Pero el gasto en palabras es también un gasto que paga un peaje a los géneros y convenciones establecidos (vehículos a motor, coches y motocicletas), ya sea por la redundancia o por el desajuste que eventualmente pueda producirse entre los códigos de los antiguos y los nuevos compradores.
¿Y qué sucede en los casos en que no hay precio o el corretaje es inexistente? El balance hay que establecerlo muchas veces para el conjunto y no para un individuo, al menos cuando las conductas las vemos como perfectamente determinadas. Ahora bien, asistimos también a dispendios semióticos que parecerían inasumibles. El reto entonces es explicar por qué sucede lo que sucede desde, digamos, alguna especie de la razón analítica, ya pongamos velas a Marshall o a Elster.

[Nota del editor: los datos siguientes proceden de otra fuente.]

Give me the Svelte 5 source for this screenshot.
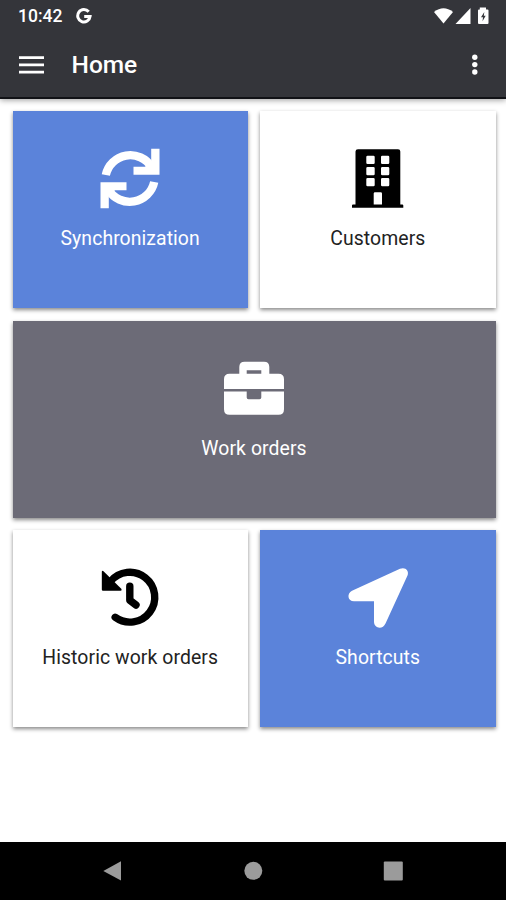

En ocasiones, el código utilizado es para muy pocos. Dos posibilidades se abren. O bien, si alguien acude es quien debe acudir, con lo cual todo parece funcionar perfectamente, o bien ese código no excluye que muchos interpreten que se les ofrece lo que buscan. Miran las palabras y no el secreto o neurótico rabillo de la tercera vocal según se comienza a leer. ¿Negaremos la racionalidad al que se pasea de tal manera por la plaza? Más bien habremos de contemplar la posibilidad de que no sabe lo que quiere y que su mercancía secreta es un signo de interrogación o un hueco en una fórmula que desconoce. Una estrategia como otra cualquiera.
Ya dijo un conocido fabricante de quiasmos que el hombre es el bicho que, en lugar de desear lo que necesita, necesita lo que desea. Un objeto eclipsado. Criptograma alado. Nos estamos poniendo ñoños. Même the savants.